As Northern Ireland electors vote today, NI21, one of the parties which is contesting both the local and European elections, was rocked by eve of poll divisions.
NI21, which was formed by two former Ulster Unionist Party Assembly members, Basil McCrea and John McCallister, almost a year ago, caused surprise by announcing on Tuesday evening – two days before voting – that it was changing its designation as a unionist party to the more neutral official Stormont label of "other".
When formed in June last year, NI21 promoted itself as a moderate, liberal pro-union cross-community party attractive to Protestants, Catholics and people of no faith.
Businesswoman Tina McKenzie, who is of Catholic background and from west Belfast, is standing for the party in Europe. The party is also running 47 candidates in the elections to the North's 11 new "super councils".
Ms McKenzie said the decision was taken in response to the message candidates and canvassers were hearing on the doorstep.
Deputy leader and South Down Assemby member Mr McCallister took exception to the late decision to change designation, telling the Belfast-based News Letter it was "crazy" and "dysfunctional".
No man's land He said it put NI21 "right into no man's land with the Alliance Party", which in the Assembly is also designated under the "other" label, the description used to describe MLAs who are not unionists or nationalists.
Leader and Lagan Valley MLA Mr McCrea defended the decision, while criticising Mr McCallister’s response.
Meanwhile, more than 1.2 million Northern Ireland people are entitled to vote in today's European and local elections which are taking place a day in advance of voting in the Republic.

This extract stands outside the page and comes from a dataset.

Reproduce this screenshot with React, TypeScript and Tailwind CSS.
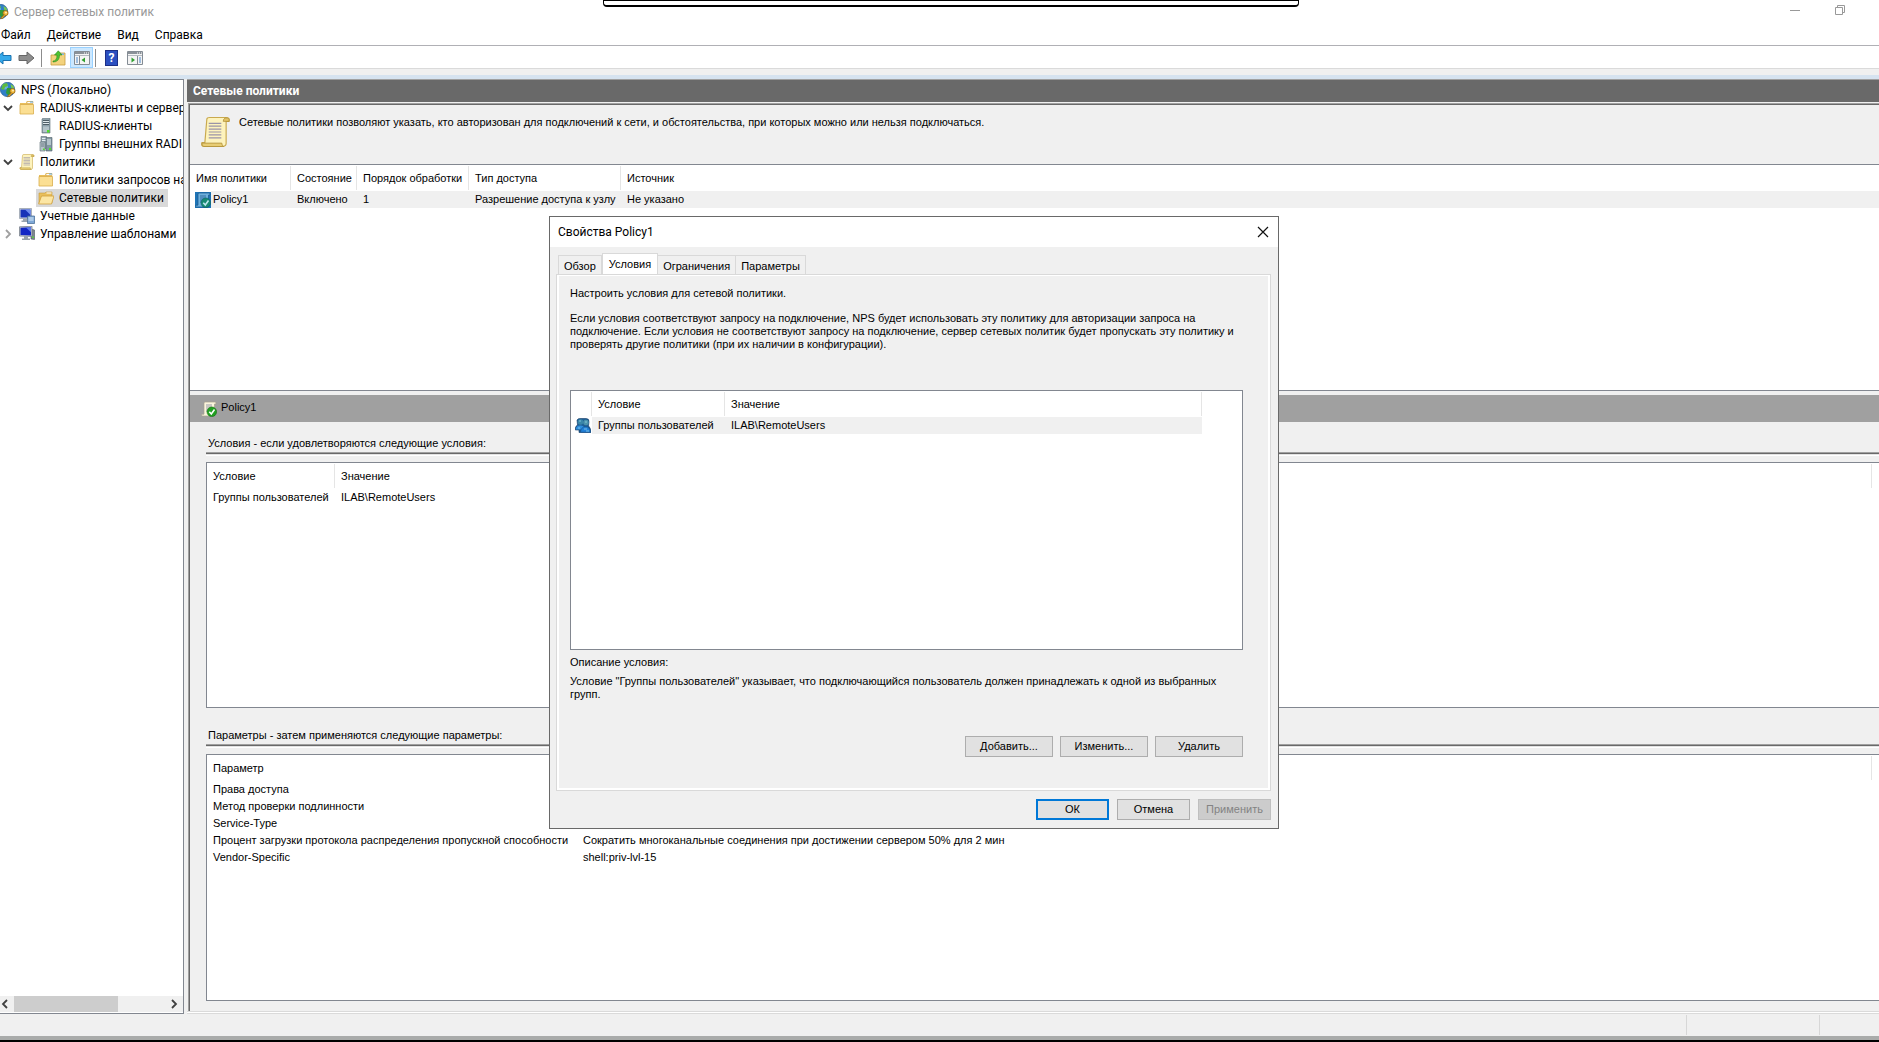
import React from "react";

const ui = "font-['Roboto','Noto_Sans',sans-serif]";

function GlobeIcon() {
  return (
    <svg className="w-4 h-4 shrink-0" viewBox="0 0 16 16">
      <circle cx="7.5" cy="7.5" r="7.2" fill="#2f7fc6" stroke="#1c4f8c" strokeWidth="0.6" />
      <circle cx="5" cy="4.5" r="3" fill="#8fd0f2" opacity="0.6" />
      <path d="M3 2l4-1 1 3-3 1-1 3-3-1z" fill="#5dbb3f" />
      <path d="M7 6l4 0 1 4-3 4-3-3z" fill="#2f9a3a" />
      <path d="M10.5 2l3 2 .8 3-3-1z" fill="#7bc950" />
      <circle cx="12.5" cy="9" r="2.6" fill="#f0b93a" stroke="#8a5a10" strokeWidth="0.7" />
      <circle cx="13" cy="8.6" r="0.9" fill="#fff3c4" />
      <path d="M11.2 10.4l-4 4.2h2.2l3-3.2" fill="#e0a12c" stroke="#8a5a10" strokeWidth="0.6" />
    </svg>
  );
}

function FolderIcon() {
  return (
    <svg className="w-4 h-4 shrink-0" viewBox="0 0 16 16">
      <path d="M1 3h6l1-2h6v13H1z" fill="#e9bf5c" />
      <path d="M8 1.5h6v2H8z" fill="#fff" stroke="#d3a543" strokeWidth="0.6" />
      <path d="M11 1.5h3v1h-3z" fill="#5aa9e6" />
      <path d="M1 4.5h13.5v9.5H1z" fill="#fbdf93" stroke="#d9ad4c" strokeWidth="0.8" />
    </svg>
  );
}

function OpenFolderIcon() {
  return (
    <svg className="w-4 h-4 shrink-0" viewBox="0 0 16 16">
      <path d="M1 3h6l1-1h6v11H1z" fill="#e9bf5c" stroke="#c89b3c" strokeWidth="0.6" />
      <path d="M8.5 2.5h5v1h-5z" fill="#fff" />
      <path d="M3.5 6H16l-2.5 8H.6z" fill="#fce6a4" stroke="#cf9f3c" strokeWidth="0.8" />
    </svg>
  );
}

function ServerIcon() {
  return (
    <svg className="w-4 h-4 shrink-0" viewBox="0 0 16 16">
      <path d="M4 1l1-.8h7V15H4z" fill="#8fa3ad" stroke="#5b6b73" strokeWidth="0.6" />
      <path d="M5 2.500h6M5 4.500h6M5 6.500h6" stroke="#3f4d55" strokeWidth="0.8" />
      <path d="M5 3.500h6M5 5.500h6" stroke="#e6eef2" strokeWidth="0.9" />
      <path d="M5 8.500h6v5.500H5z" fill="#b4c3ca" />
      <rect x="9" y="12" width="2.5" height="2.5" fill="#4fe02a" />
    </svg>
  );
}

function ServersIcon() {
  return (
    <svg className="w-4 h-4 shrink-0" viewBox="0 0 16 16">
      <path d="M3 .5h5.5v12H3z" fill="#94a7b0" stroke="#5b6b73" strokeWidth="0.6" />
      <path d="M8 1.5h6V15H8z" fill="#8298a2" stroke="#4f6068" strokeWidth="0.6" />
      <path d="M4 2.500h3.500M4 4.500h3.500M9 4h4M9 6h4M9 8h4" stroke="#e6eef2" />
      <path d="M2 6h5v9H2z" fill="#b6c4ca" stroke="#5b6b73" strokeWidth="0.6" />
      <path d="M3 8h3M3 10h3" stroke="#5b6b73" strokeWidth="0.8" />
      <rect x="11" y="12" width="2" height="2" fill="#4fe02a" />
      <rect x="5" y="12.5" width="1.6" height="1.6" fill="#4fe02a" />
    </svg>
  );
}

function ScrollIcon({ className = "w-4 h-4" }) {
  return (
    <svg className={`${className} shrink-0`} viewBox="0 0 30 32">
      <path d="M6 3Q6 1 9 1h17q4 0 3 4h-3v23q0 3-4 3H3q-3 0-2-4h3z" fill="#fdf3bd" stroke="#c9a94e" strokeWidth="1.2" />
      <path d="M25 1.5q-2 1-2 3.500h6q1-4-4-3.500z" fill="#e3c467" stroke="#b08f35" strokeWidth="0.8" />
      <path d="M1 27.500h20.500q0 3 2 3.500H3q-2.500-.5-2-3.500z" fill="#e8cd74" stroke="#b08f35" strokeWidth="0.8" />
      <path d="M8 7h13M8 10h13M8 13h13M8 16h13M8 19h13M8 22h13" stroke="#9a94a8" strokeWidth="1.200" />
    </svg>
  );
}

function ScrollCheckIcon({ selected = false }) {
  return (
    <svg className="w-4 h-4 shrink-0" viewBox="0 0 16 16">
      {selected && <path d="M0 0h16v16H0z" fill="#1f74b5" />}
      <path
        d="M3 2q0-1 1.500-1H14q1.500 0 1 2h-1.500v10.500q0 1.500-2 1.500h-10q-1-.2-.8-1.800H3z"
        fill={selected ? "#6fb0dc" : "#fbf5dd"}
        stroke={selected ? "#17588c" : "#a8a08c"}
        strokeWidth="0.7"
      />
      <path d="M5 4h6M5 6h6M5 8h4M5 10h3" stroke={selected ? "#2b679a" : "#8a90a0"} strokeWidth="0.9" />
      <circle cx="10.800" cy="10.800" r="4.800" fill={selected ? "#178a72" : "#22a022"} stroke={selected ? "#0d5f66" : "#127012"} strokeWidth="0.6" />
      <path d="M8.300 10.800l2 2.200 3.200-4.500" fill="none" stroke={selected ? "#bfe6f0" : "#fff"} strokeWidth="1.600" />
    </svg>
  );
}

function AccountingIcon() {
  return (
    <svg className="w-4 h-4 shrink-0" viewBox="0 0 16 16">
      <path d="M.5.5h12v10H.5z" fill="#d5dbe3" stroke="#8b95a3" strokeWidth="0.7" />
      <path d="M1.500 1.500h10v8h-10z" fill="#1733b8" />
      <path d="M6 1.500h5.500V7z" fill="#6f8df0" />
      <path d="M4 11h4v1.500H4zM2.500 12.500h7V14h-7z" fill="#9aa5b1" />
      <path d="M8.500 8h7v7.500h-7z" fill="#7fa8d6" stroke="#3f658f" strokeWidth="0.7" />
      <path d="M9.500 10h5M9.500 12h5" stroke="#dcebf9" />
    </svg>
  );
}

function TemplatesIcon() {
  return (
    <svg className="w-4 h-4 shrink-0" viewBox="0 0 16 16">
      <path d="M12 3l3.500 1v9.500L12 13z" fill="#7d8791" stroke="#4f5860" strokeWidth="0.6" />
      <path d="M.5.8L13 .3v10.200l-12.500-.5z" fill="#c3cad3" stroke="#6b7480" strokeWidth="0.7" />
      <path d="M1.500 1.800l10.500-.5v8.200L1.500 9z" fill="#1226c4" />
      <path d="M7 1.500l5-.2v5z" fill="#5c7bee" />
      <path d="M5 10h4v2.500H5zM3 12.500h8V14H3z" fill="#97a1ab" />
      <rect x="13.200" y="10.500" width="1.500" height="1.500" fill="#4fe02a" />
    </svg>
  );
}

function UsersIcon() {
  return (
    <svg className="w-4 h-4 shrink-0" viewBox="0 0 16 16">
      <path d="M2 2q1-2 4-1.500h5q3.500 0 3 3.500l-.5 4q2 1 2.500 6.500H4V12H.3Q0 8 2.500 7z" fill="#1f5f96" stroke="#123a66" strokeWidth="0.6" />
      <circle cx="5.500" cy="4" r="2.800" fill="#3a86a8" />
      <path d="M.8 11.500q.2-4 4.500-4t4.500 4z" fill="#2f8fdf" />
      <circle cx="11" cy="4.500" r="2.700" fill="#4b93ab" />
      <path d="M5.500 14.200q.5-5.500 5-5.500t5 5.500z" fill="#2280d8" stroke="#154a80" strokeWidth="0.5" />
      <path d="M4 3h2M10 4h2M3 10h2M9 11h3M11 13h3" stroke="#8fd0e8" strokeWidth="0.8" />
    </svg>
  );
}

function Arrow({ fill, stroke, flip = false }: { fill: string; stroke: string; flip?: boolean }) {
  return (
    <svg className="w-[17px] h-[14px]" viewBox="0 0 17 14">
      <path
        d={flip ? "M1 7l7-6v3.500h8v5H8V13z" : "M16 7L9 1v3.500H1v5h8V13z"}
        fill={fill}
        stroke={stroke}
      />
    </svg>
  );
}

function PaneIcon({ right = false }) {
  return (
    <svg className="w-4 h-[14px]" viewBox="0 0 16 14">
      <path d="M.5.5h15v13H.5z" fill="#f4f4f4" stroke="#848c94" />
      <path d="M1 1h14v2H1z" fill="#8a9198" />
      <path d="M10 2h1M12 2h1M14 2h1" stroke="#fff" />
      <path d="M1 4.500h14" stroke="#b4bac0" />
      {right ? (
        <>
          <path d="M10.500 5v8.500" stroke="#848c94" />
          <path d="M12 7h2M12 9h2M12 11h2" stroke="#4a86c8" />
          <path d="M4.500 6.500v5L8 9z" fill="#2fa02f" />
        </>
      ) : (
        <>
          <path d="M5.500 5v8.500" stroke="#848c94" />
          <path d="M2 7h2M2 9h2M2 11h2" stroke="#4a86c8" />
          <path d="M11 6.500v5L7.500 9z" fill="#2fa02f" />
        </>
      )}
    </svg>
  );
}

function Chevron({ d, color = "#404040" }: { d: string; color?: string }) {
  return (
    <svg className="w-[10px] h-[10px] shrink-0" viewBox="0 0 10 10">
      <path d={d} fill="none" stroke={color} strokeWidth="1.800" />
    </svg>
  );
}

const down = "M1 3l4 4 4-4";
const right = "M3 1l4 4-4 4";
const left = "M7 1L3 5l4 4";

const tree = [
  { text: "RADIUS-клиенты и сервер", icon: <FolderIcon />, open: true },
  { text: "RADIUS-клиенты", icon: <ServerIcon />, nested: true },
  { text: "Группы внешних RADI", icon: <ServersIcon />, nested: true },
  { text: "Политики", icon: <ScrollIcon />, open: true },
  { text: "Политики запросов на", icon: <FolderIcon />, nested: true },
  { text: "Сетевые политики", icon: <OpenFolderIcon />, nested: true, selected: true },
  { text: "Учетные данные", icon: <AccountingIcon /> },
  { text: "Управление шаблонами", icon: <TemplatesIcon />, closed: true },
];

function Tree() {
  return (
    <nav className={`${ui} w-[184px] shrink-0 flex flex-col bg-white border-t border-r border-b border-[#828790] overflow-hidden text-xs`}>
      <ul className="flex-1 pt-px leading-[18px] whitespace-nowrap">
        <li className="flex items-center gap-[5px] h-[18px]">
          <GlobeIcon />
          NPS (Локально)
        </li>
        {tree.map((item) => (
          <li key={item.text} className={`flex items-center h-[18px] ${item.nested ? "pl-9" : "pl-[3px]"}`}>
            {!item.nested && (
              <span className="w-4 shrink-0">
                {item.open && <Chevron d={down} />}
                {item.closed && <Chevron d={right} color="#a0a0a0" />}
              </span>
            )}
            <span className={`flex items-center gap-[5px] pl-0.5 pr-1 ${item.nested ? "" : "-ml-0.5"} ${item.selected ? "bg-[#d9d9d9]" : ""}`}>
              {item.icon}
              {item.text}
            </span>
          </li>
        ))}
      </ul>
      <div className="flex items-center h-4 mb-px bg-[#f0f0f0]">
        <Chevron d={left} />
        <div className="ml-1 h-full w-[104px] bg-[#cdcdcd]"></div>
        <span className="ml-auto mr-1 flex">
          <Chevron d={right} />
        </span>
      </div>
    </nav>
  );
}

function SectionTitle({ children }: { children: React.ReactNode }) {
  return (
    <h3 className="h-[18px] pl-0.5 leading-4 border-b border-[#a0a0a0] shadow-[0_1px_#696969,0_2px_#e3e3e3,0_3px_#fff]">
      {children}
    </h3>
  );
}

const params = [
  ["Права доступа", "Предоставить доступ"],
  ["Метод проверки подлинности", "Проверка открытым текстом (PAP, SPAP)"],
  ["Service-Type", "Login"],
  ["Процент загрузки протокола распределения пропускной способности", "Сократить многоканальные соединения при достижении сервером 50% для 2 мин"],
  ["Vendor-Specific", "shell:priv-lvl-15"],
];

function Th({ children, className = "" }: { children?: React.ReactNode; className?: string }) {
  return (
    <th className={`p-0 h-[26px] font-normal text-left whitespace-nowrap ${className}`}>
      <div className="h-6 pl-1.5 leading-6 border-r border-[#e5e5e5]">{children}</div>
    </th>
  );
}

function Details() {
  return (
    <section className="flex-1 flex flex-col">
      <div className="flex items-center gap-1 h-[27px] mt-1 pl-[11px] bg-[#a0a0a0]">
        <ScrollCheckIcon />
        <h2 className="pb-0.5">Policy1</h2>
      </div>

      <div className="flex-1 flex flex-col pl-4 pt-[13px] pb-[10px]">
        <SectionTitle>Условия - если удовлетворяются следующие условия:</SectionTitle>
        <div className="mt-[9px] h-[246px] bg-white border border-r-0 border-[#828790]">
          <table className="w-full table-fixed">
            <thead>
              <tr>
                <Th className="w-32">Условие</Th>
                <Th>Значение</Th>
                <th className="w-[7px]"></th>
              </tr>
            </thead>
            <tbody className="leading-[17px] whitespace-nowrap">
              <tr>
                <td className="pl-1.5">Группы пользователей</td>
                <td className="pl-1.5">ILAB\RemoteUsers</td>
                <td></td>
              </tr>
            </tbody>
          </table>
        </div>

        <div className="pt-[19px]">
          <SectionTitle>Параметры - затем применяются следующие параметры:</SectionTitle>
        </div>
        <div className="mt-[9px] flex-1 bg-white border border-r-0 border-[#828790]">
          <table className="w-full table-fixed">
            <thead>
              <tr>
                <Th className="w-[370px]">Параметр</Th>
                <Th>Значение</Th>
                <th className="w-[7px]"></th>
              </tr>
            </thead>
            <tbody className="leading-[17px] whitespace-nowrap">
              {params.map(([name, value]) => (
                <tr key={name}>
                  <td className="pl-1.5">{name}</td>
                  <td className="pl-1.5">{value}</td>
                  <td></td>
                </tr>
              ))}
            </tbody>
          </table>
        </div>
      </div>
    </section>
  );
}

function Policies() {
  return (
    <main className="flex-1 min-w-0 ml-[3px] flex flex-col border-t border-[#a0a0a0] text-[11px]">
      <h1 className={`${ui} h-[22px] pl-[6px] bg-[#696969] text-white text-xs font-bold leading-[22px]`}>
        Сетевые политики
      </h1>
      <div className="flex-1 flex flex-col mt-px ml-px border-t border-l border-[#a0a0a0]">
        <div className="flex-1 flex flex-col border-t border-l border-[#696969]">
          <div className="flex gap-[9px] h-[59px] pl-[11px] pt-[11px]">
            <ScrollIcon className="w-[29px] h-8" />
            <p className="leading-4 -mt-0.5">
              Сетевые политики позволяют указать, кто авторизован для подключений к сети, и обстоятельства, при которых можно или нельзя подключаться.
            </p>
          </div>
          <div className="h-[227px] bg-white border-t border-b border-[#828790]">
            <table className="w-full table-fixed">
              <thead>
                <tr>
                  <Th className="w-[101px]">Имя политики</Th>
                  <Th className="w-[66px]">Состояние</Th>
                  <Th className="w-28">Порядок обработки</Th>
                  <Th className="w-[152px]">Тип доступа</Th>
                  <Th className="[&>div]:border-r-0">Источник</Th>
                </tr>
              </thead>
              <tbody className="leading-[17px] whitespace-nowrap">
                <tr className="bg-[#f0f0f0]">
                  <td className="bg-white pl-[5px]">
                    <span className="flex items-center">
                      <ScrollCheckIcon selected />
                      <span className="flex-1 pl-0.5 bg-[#f0f0f0]">Policy1</span>
                    </span>
                  </td>
                  <td className="pl-1.5">Включено</td>
                  <td className="pl-1.5">1</td>
                  <td className="pl-1.5">Разрешение доступа к узлу</td>
                  <td className="pl-1.5">Не указано</td>
                </tr>
              </tbody>
            </table>
          </div>
          <Details />
        </div>
      </div>
      <div className="h-[3px] bg-white border-t border-b border-[#dadada]"></div>
    </main>
  );
}

const btn = "h-[21px] bg-[#e1e1e1] border border-[#adadad] leading-[17px]";

function PolicyDialog({ onClose }: { onClose: () => void }) {
  const [tab, setTab] = React.useState("Условия");
  return (
    <div
      role="dialog"
      aria-label="Свойства Policy1"
      className="absolute left-[549px] top-[216px] w-[730px] bg-[#f0f0f0] border border-[#696969] text-[11px]"
    >
      <div className={`${ui} flex items-center justify-between h-[30px] pl-2 pr-[9px] bg-white text-xs`}>
        <h2>Свойства Policy1</h2>
        <button aria-label="Закрыть" onClick={onClose}>
          <svg className="w-3 h-3" viewBox="0 0 12 12">
            <path d="M1 1l10 10M11 1L1 11" stroke="#111" strokeWidth="1.200" />
          </svg>
        </button>
      </div>

      <div className="flex items-end h-[27px] pl-2">
        {["Обзор", "Условия", "Ограничения", "Параметры"].map((name) => (
          <button
            key={name}
            onClick={() => setTab(name)}
            className={`border border-b-0 border-[#d9d9d9] ${
              tab === name ? "h-[21px] bg-white px-1.5" : "h-[19px] px-[5px] pt-0.5 border-l-0 first:border-l"
            }`}
          >
            {name}
          </button>
        ))}
      </div>

      <div className="ml-[6px] mr-[7px] border border-[#d9d9d9]">
        <div className="border-2 border-t border-white h-[515px] pl-[11px] pr-[25px] pt-2">
          <p className="leading-[18px]">Настроить условия для сетевой политики.</p>
          <p className="mt-[10px] leading-[13px] whitespace-nowrap">
            Если условия соответствуют запросу на подключение, NPS будет использовать эту политику для авторизации запроса на
            <br />
            подключение. Если условия не соответствуют запросу на подключение, сервер сетевых политик будет пропускать эту политику и
            <br />
            проверять другие политики (при их наличии в конфигурации).
          </p>

          <div className="mt-[39px] h-[260px] bg-white border border-[#828790] pr-10">
            <table className="w-full table-fixed">
              <thead>
                <tr>
                  <Th className="w-[21px]" />
                  <Th className="w-[133px]">Условие</Th>
                  <Th>Значение</Th>
                </tr>
              </thead>
              <tbody className="leading-[17px] whitespace-nowrap">
                <tr>
                  <td className="pl-1">
                    <UsersIcon />
                  </td>
                  <td className="pl-1.5 bg-[#f0f0f0]">Группы пользователей</td>
                  <td className="pl-1.5 bg-[#f0f0f0]">ILAB\RemoteUsers</td>
                </tr>
              </tbody>
            </table>
          </div>

          <h3 className="mt-1 leading-4">Описание условия:</h3>
          <p className="mt-[5px] leading-[13px] whitespace-nowrap">
            Условие "Группы пользователей" указывает, что подключающийся пользователь должен принадлежать к одной из выбранных
            <br />
            групп.
          </p>
          <div className="flex justify-end gap-[7px] mt-[35px]">
            <button className={`${btn} w-[88px]`}>Добавить...</button>
            <button className={`${btn} w-[88px]`}>Изменить...</button>
            <button className={`${btn} w-[88px]`}>Удалить</button>
          </div>
        </div>
      </div>

      <div className="flex justify-end gap-2 pt-2 pb-2 pr-[7px]">
        <button onClick={onClose} className="h-[21px] w-[73px] bg-[#e1e1e1] border-2 border-[#0078d7] leading-[15px]">
          ОК
        </button>
        <button onClick={onClose} className={`${btn} w-[73px]`}>Отмена</button>
        <button disabled className="h-[21px] w-[73px] bg-[#cccccc] border border-[#bfbfbf] text-[#838383] leading-[17px]">
          Применить
        </button>
      </div>
    </div>
  );
}

export default function App() {
  const [showDialog, setShowDialog] = React.useState(true);
  return (
    <div className="relative min-h-screen flex flex-col bg-[#f0f0f0] text-black font-['Liberation_Sans',Arial,sans-serif] overflow-hidden">
      <header className={`${ui} bg-white text-xs`}>
        <div className="flex items-center h-6 text-[#999999]">
          <span className="-ml-[7px]">
            <GlobeIcon />
          </span>
          <span className="ml-[5px]">Сервер сетевых политик</span>
          <div className="ml-auto flex gap-[35px] pr-[34px] pb-1">
            <button aria-label="Свернуть">
              <svg className="w-[10px] h-[10px]" viewBox="0 0 10 10">
                <path d="M0 5.500h10" stroke="#999" />
              </svg>
            </button>
            <button aria-label="Восстановить">
              <svg className="w-[10px] h-[10px]" viewBox="0 0 10 10">
                <path d="M.5 2.500h7v7h-7zM2.500 2.500v-2h7v7h-2" fill="none" stroke="#999" />
              </svg>
            </button>
          </div>
        </div>
        <div className="flex gap-4 h-[22px] pl-px leading-5 border-b border-[#b0b0b5]">
          <button>Файл</button>
          <button>Действие</button>
          <button>Вид</button>
          <button>Справка</button>
        </div>
        <div className="flex items-center h-[23px] pt-px border-b border-[#dadada]">
          <button aria-label="Назад" className="-ml-[5px]">
            <Arrow fill="#35a9ea" stroke="#1972b0" flip />
          </button>
          <button aria-label="Вперед" className="ml-[6px]">
            <Arrow fill="#8e8e8e" stroke="#666" />
          </button>
          <span className="ml-[6px] w-px h-[18px] bg-[#8c8c8c]"></span>
          <button aria-label="Вверх" className="ml-2">
            <svg className="w-4 h-4" viewBox="0 0 16 16">
              <path d="M1 5h7l1-2h6v12H1z" fill="#f3d27d" stroke="#c69c40" strokeWidth="0.8" />
              <path d="M10 3.500h4v1.500h-4z" fill="#7db7e8" />
              <path d="M3 11q4 0 4-6H4.500L8.300.8 12 5H9.500q0 7-6.500 7z" fill="#4fc332" stroke="#2b8a1c" strokeWidth="0.6" />
            </svg>
          </button>
          <button aria-label="Дерево консоли" className="ml-1 w-[23px] h-[21px] flex items-center justify-center bg-[#cce8ff] border border-[#99d1ff]">
            <PaneIcon />
          </button>
          <span className="ml-[2px] w-px h-[18px] bg-[#8c8c8c]"></span>
          <button aria-label="Справка" className="ml-[9px] w-[13px] h-4 bg-[#2b4fc0] border border-[#1c2f86] text-white font-bold leading-[14px]">
            ?
          </button>
          <button aria-label="Область действий" className="ml-[9px]">
            <PaneIcon right />
          </button>
        </div>
      </header>

      <div className="h-[10px] border-b-4 border-[#d6e3f0]"></div>

      <div className="flex-1 flex bg-[#f0f0f0]">
        <Tree />
        <Policies />
      </div>

      <footer className="flex justify-end h-[22px]">
        <div className="w-[133px] h-5 mt-px border-l border-[#d7d7d7]"></div>
        <div className="w-[60px] h-5 mt-px border-l border-[#d7d7d7]"></div>
      </footer>
      <div className="h-[6px] bg-[#a9abaa] border-b-2 border-black"></div>

      {/* collapsed session bar */}
      <div className="absolute top-0 left-[603px] w-[696px] h-[7px] bg-white border border-b-2 border-black rounded-b-sm"></div>

      {showDialog && <PolicyDialog onClose={() => setShowDialog(false)} />}
    </div>
  );
}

Ten candidates are competing for three European seats with outgoing MEPs Martina Anderson for Sinn Féin, Diane Dodds of the DUP and Ulster Unionist Jim Nicholson favoured to hold their seats, although they could face a significant challenge from Alex Attwood of the SDLP and Jim Allister of the Traditional Unionist Voice Party.
A total of 905 candidates are competing for 462 seats on the North’s 11 new “super councils”. They are replacing the current 26 councils which have a total of 582 members.
On the eve of polling political leaders and candidates made final pitches for support. First Minister and DUP leader Peter Robinson warned that a "plethora" of unionists standing for Europe could cause unionist vote "shredding".